(JTA) — Three major Jewish organizations are calling on the Senate Foreign Relations Committee to convene a hearing on President Joe Biden’s nominee to be the State Department’s antisemitism monitor, Holocaust scholar Deborah Lipstadt.
“We are compelled to urge you to hold the Committee’s hearing on Prof. Lipstadt’s nomination without further delay,” said the letter from the Jewish Federations of North America, the Orthodox Union and the Anti-Defamation League.
The letter was addressed to the chairman of the committee, Democrat Robert Menendez of New Jersey, and its ranking member, Republican James Risch of Idaho, although its clearly intended target was Risch, who is using his prerogative to hold up a hearing.
Risch told Jewish Insider this week that he was concerned about past Lipstadt tweets in which she was critical of Republican lawmakers. Other Republican lawmakers fault her for appearing in an ad during last year’s presidential campaign likening former President Donald Trump’s rhetoric to those of the Nazis in the 1930s, before the Holocaust.
This week, Lipstadt testified on behalf of the plaintiffs in a civil suit against the organizers of the 2017 white nationalist rally in Charlottesville, Virginia, where Trump famously said there were “very fine people on both sides” and which Biden made a centerpiece of his presidential campaign.
In their letter, the three Jewish groups emphasized that they do not as a practice endorse nominees, but they said there was special urgency given the recent spike in antisemitism worldwide. They noted Lipstadt’s credentials as a scholar of the Holocaust — she teaches at Emory University in Atlanta — and emphasized that she has identified instances of antisemitism on the left and the right.
“There is no question that Prof. Lipstadt has the credentials to deserve a proper hearing before the Committee on Foreign Relations — and that hearing is now overdue,” the letter said.
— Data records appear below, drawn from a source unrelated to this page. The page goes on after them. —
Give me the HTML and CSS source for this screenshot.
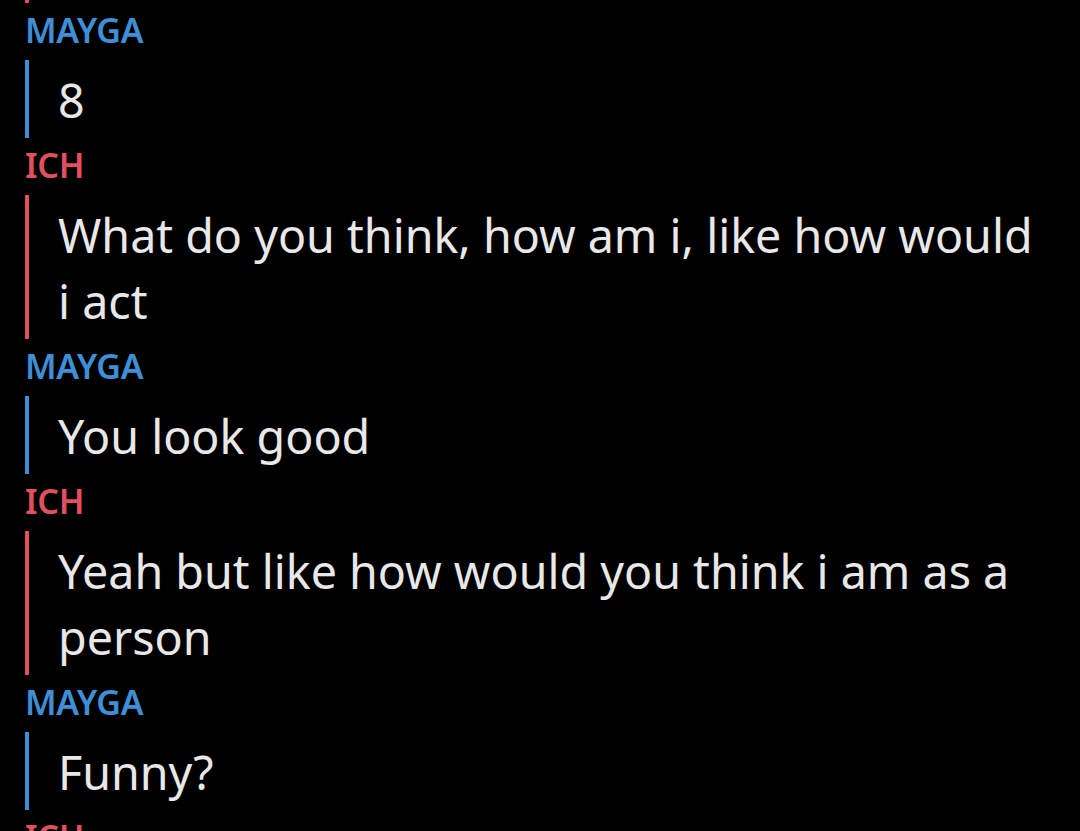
FILE: index.html
```html
<!DOCTYPE html>
<html>
<head>
<meta charset="utf-8">
<link rel="stylesheet" href="styles.css">
</head>
<body>
<div class="chat">
  <div class="stub red"></div>
  <div class="entry">
    <div class="name blue">MAYGA</div>
    <div class="msg blue"><p>8</p></div>
  </div>
  <div class="entry">
    <div class="name red">ICH</div>
    <div class="msg red"><p>What do you think, how am i, like how would i act</p></div>
  </div>
  <div class="entry">
    <div class="name blue">MAYGA</div>
    <div class="msg blue"><p>You look good</p></div>
  </div>
  <div class="entry">
    <div class="name red">ICH</div>
    <div class="msg red"><p>Yeah but like how would you think i am as a person</p></div>
  </div>
  <div class="entry">
    <div class="name blue">MAYGA</div>
    <div class="msg blue"><p>Funny?</p></div>
  </div>
  <div class="entry">
    <div class="name red">ICH</div>
  </div>
</div>
</body>
</html>
```
FILE: styles.css
```css
html, body {
  margin: 0;
  padding: 0;
  background: #000;
  height: 100%;
  overflow: hidden;
}
.chat {
  display: flex;
  flex-direction: column;
  padding-left: 25px;
  padding-right: 30px;
  font-family: "Noto Sans", "Lato", sans-serif;
}
.stub {
  width: 4px;
  height: 3px;
  background: #e0505f;
}
.name {
  font-size: 34px;
  line-height: 40px;
  font-weight: 600;
  padding: 7px 0 10px;
  letter-spacing: -0.3px;
}
.name.blue { color: #3d8fd8; }
.name.red { color: #e0505f; }
.msg {
  border-left: 4px solid;
  padding: 7px 0 5px 29px;
}
.msg.blue { border-color: #3d8fd8; }
.msg.red { border-color: #e0505f; }
.msg p {
  margin: 0;
  color: #e8e8e8;
  font-size: 46.6px;
  line-height: 66px;
}
```
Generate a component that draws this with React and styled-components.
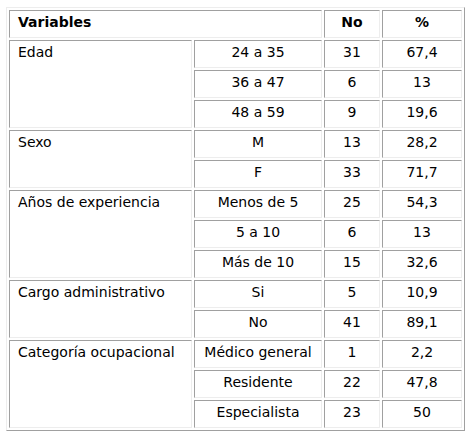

A letter bringing together the ADL and the O.U., two groups often on opposite sides of church-state issues, is itself unusual.
The situation is unprecedented because it was only last year that Congress elevated the role of antisemitism monitor to ambassador level, which requires Senate confirmation.
Ambassadors are frequently political appointees — some are retired lawmakers or campaign donors — with pasts packed with political statements. Occasionally, however, these statements have risen to a level that has prompted senators to use their prerogative to block a nomination.
Sam Fox, a board member of the Republican Jewish Coalition, had in 2004 contributed substantially to Swift Boat Veterans for Truth, a group that spread false claims about the Vietnam service of then-Sen. John Kerry, the Democratic presidential nominee that year. In 2007, Kerry blocked Fox’s nomination to be ambassador to Belgium, citing his role in the Swift Boat ad. President George W. Bush used his prerogative to name Fox to the role while the Senate was in recess.